*Listing*
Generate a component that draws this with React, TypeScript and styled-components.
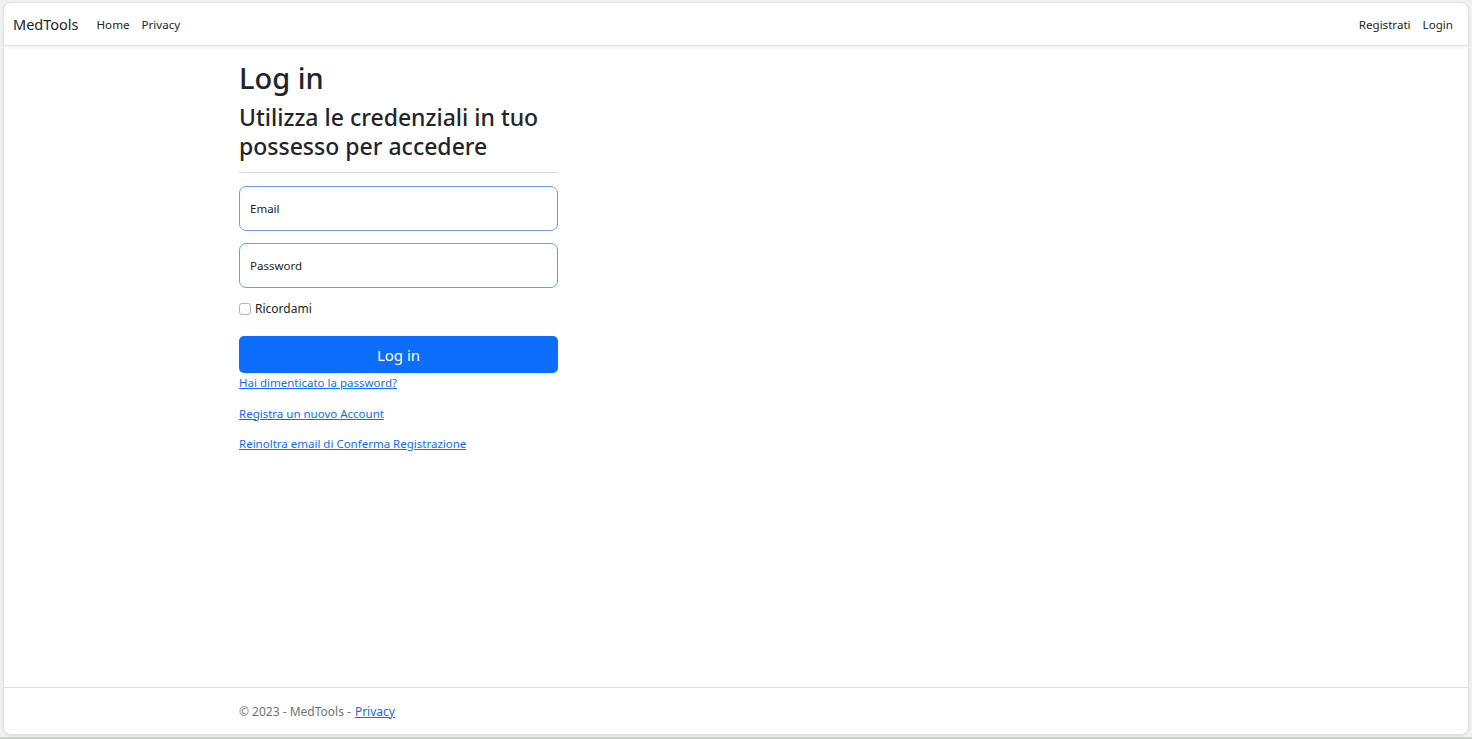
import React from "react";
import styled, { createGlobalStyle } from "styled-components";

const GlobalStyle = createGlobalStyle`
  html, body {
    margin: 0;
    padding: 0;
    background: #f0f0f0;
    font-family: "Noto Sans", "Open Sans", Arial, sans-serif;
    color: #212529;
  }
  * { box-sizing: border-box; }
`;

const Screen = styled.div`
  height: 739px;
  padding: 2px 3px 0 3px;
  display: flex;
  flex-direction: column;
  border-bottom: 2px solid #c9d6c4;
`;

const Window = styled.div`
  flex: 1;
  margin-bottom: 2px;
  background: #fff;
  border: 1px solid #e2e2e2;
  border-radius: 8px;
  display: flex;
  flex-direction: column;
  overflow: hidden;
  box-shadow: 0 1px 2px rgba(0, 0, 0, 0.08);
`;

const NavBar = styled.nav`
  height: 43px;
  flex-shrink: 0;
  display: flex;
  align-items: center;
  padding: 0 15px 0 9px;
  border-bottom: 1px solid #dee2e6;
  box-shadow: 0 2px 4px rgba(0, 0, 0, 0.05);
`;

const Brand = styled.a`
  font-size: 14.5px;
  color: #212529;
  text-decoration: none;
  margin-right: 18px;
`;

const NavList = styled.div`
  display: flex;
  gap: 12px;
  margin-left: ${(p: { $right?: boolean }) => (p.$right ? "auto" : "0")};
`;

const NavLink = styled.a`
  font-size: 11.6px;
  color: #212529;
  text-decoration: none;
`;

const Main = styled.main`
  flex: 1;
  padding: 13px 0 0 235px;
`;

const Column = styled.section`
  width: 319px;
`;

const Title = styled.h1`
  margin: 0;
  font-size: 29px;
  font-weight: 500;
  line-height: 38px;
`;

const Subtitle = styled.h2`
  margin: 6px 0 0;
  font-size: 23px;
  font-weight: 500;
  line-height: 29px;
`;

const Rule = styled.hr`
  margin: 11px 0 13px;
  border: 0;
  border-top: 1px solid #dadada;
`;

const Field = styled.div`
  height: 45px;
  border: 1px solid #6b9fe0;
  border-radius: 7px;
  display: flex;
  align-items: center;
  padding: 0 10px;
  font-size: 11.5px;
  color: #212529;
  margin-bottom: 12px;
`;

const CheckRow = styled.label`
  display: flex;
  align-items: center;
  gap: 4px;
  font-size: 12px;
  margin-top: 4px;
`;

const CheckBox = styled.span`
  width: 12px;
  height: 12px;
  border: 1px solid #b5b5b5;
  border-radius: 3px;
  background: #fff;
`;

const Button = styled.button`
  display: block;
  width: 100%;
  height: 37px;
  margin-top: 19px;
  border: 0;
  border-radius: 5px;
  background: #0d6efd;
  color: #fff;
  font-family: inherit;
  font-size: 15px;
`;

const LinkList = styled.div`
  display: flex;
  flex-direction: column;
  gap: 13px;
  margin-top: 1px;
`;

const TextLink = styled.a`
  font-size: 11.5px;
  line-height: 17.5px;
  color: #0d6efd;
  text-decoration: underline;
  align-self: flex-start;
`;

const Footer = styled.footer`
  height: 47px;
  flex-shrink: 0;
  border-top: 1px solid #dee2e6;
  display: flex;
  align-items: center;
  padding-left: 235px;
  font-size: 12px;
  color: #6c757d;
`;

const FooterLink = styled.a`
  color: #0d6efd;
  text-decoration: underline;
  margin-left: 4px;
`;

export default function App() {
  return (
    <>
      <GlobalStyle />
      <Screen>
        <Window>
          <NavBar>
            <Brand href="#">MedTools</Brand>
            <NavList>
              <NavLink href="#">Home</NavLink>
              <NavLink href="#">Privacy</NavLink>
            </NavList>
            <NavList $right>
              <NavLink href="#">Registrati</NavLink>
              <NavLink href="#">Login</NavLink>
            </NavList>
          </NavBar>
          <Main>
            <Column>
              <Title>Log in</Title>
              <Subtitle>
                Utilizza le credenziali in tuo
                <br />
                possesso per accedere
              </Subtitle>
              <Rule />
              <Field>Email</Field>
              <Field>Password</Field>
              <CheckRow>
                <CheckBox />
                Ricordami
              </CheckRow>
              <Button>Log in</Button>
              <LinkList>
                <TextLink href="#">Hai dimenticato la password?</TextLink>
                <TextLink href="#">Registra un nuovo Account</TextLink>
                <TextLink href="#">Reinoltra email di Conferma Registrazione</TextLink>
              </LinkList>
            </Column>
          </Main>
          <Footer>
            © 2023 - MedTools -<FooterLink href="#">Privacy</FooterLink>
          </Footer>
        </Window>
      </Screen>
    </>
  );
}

...

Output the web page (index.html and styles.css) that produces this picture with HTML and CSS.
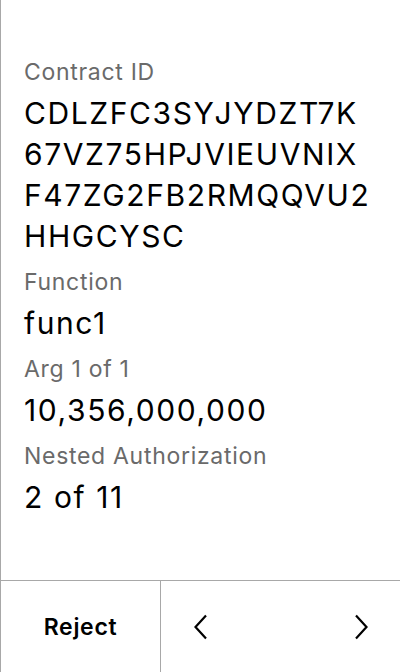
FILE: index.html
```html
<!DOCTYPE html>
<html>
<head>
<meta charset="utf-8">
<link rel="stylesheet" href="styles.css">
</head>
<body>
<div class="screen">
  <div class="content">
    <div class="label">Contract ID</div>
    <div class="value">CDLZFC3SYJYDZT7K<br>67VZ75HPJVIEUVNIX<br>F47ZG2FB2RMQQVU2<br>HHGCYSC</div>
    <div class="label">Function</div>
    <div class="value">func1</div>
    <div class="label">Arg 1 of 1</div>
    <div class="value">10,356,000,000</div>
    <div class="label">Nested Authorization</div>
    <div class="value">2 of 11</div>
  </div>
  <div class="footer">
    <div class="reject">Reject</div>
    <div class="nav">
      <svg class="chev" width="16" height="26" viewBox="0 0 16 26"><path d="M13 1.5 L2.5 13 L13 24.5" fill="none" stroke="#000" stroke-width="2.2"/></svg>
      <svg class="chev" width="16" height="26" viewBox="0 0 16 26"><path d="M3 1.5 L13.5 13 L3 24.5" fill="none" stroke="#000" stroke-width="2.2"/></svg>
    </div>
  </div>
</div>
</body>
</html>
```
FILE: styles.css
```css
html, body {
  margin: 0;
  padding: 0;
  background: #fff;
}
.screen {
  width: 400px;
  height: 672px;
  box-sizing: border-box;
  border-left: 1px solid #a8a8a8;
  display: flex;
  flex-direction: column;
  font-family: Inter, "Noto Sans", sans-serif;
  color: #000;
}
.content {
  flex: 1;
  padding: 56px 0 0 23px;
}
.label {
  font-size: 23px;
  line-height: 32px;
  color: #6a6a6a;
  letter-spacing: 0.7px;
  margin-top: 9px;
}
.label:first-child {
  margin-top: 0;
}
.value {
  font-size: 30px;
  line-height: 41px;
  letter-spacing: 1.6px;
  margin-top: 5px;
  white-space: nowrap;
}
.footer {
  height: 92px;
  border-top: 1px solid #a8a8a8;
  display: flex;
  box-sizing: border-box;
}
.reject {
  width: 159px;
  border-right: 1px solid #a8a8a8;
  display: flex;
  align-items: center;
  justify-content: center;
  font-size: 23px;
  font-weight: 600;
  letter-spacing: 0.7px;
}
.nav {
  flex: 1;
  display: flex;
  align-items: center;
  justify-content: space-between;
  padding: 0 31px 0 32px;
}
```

*Given problem*
Your answer should be a single number: the count of lines in the material above that contain "with".

*The response*
2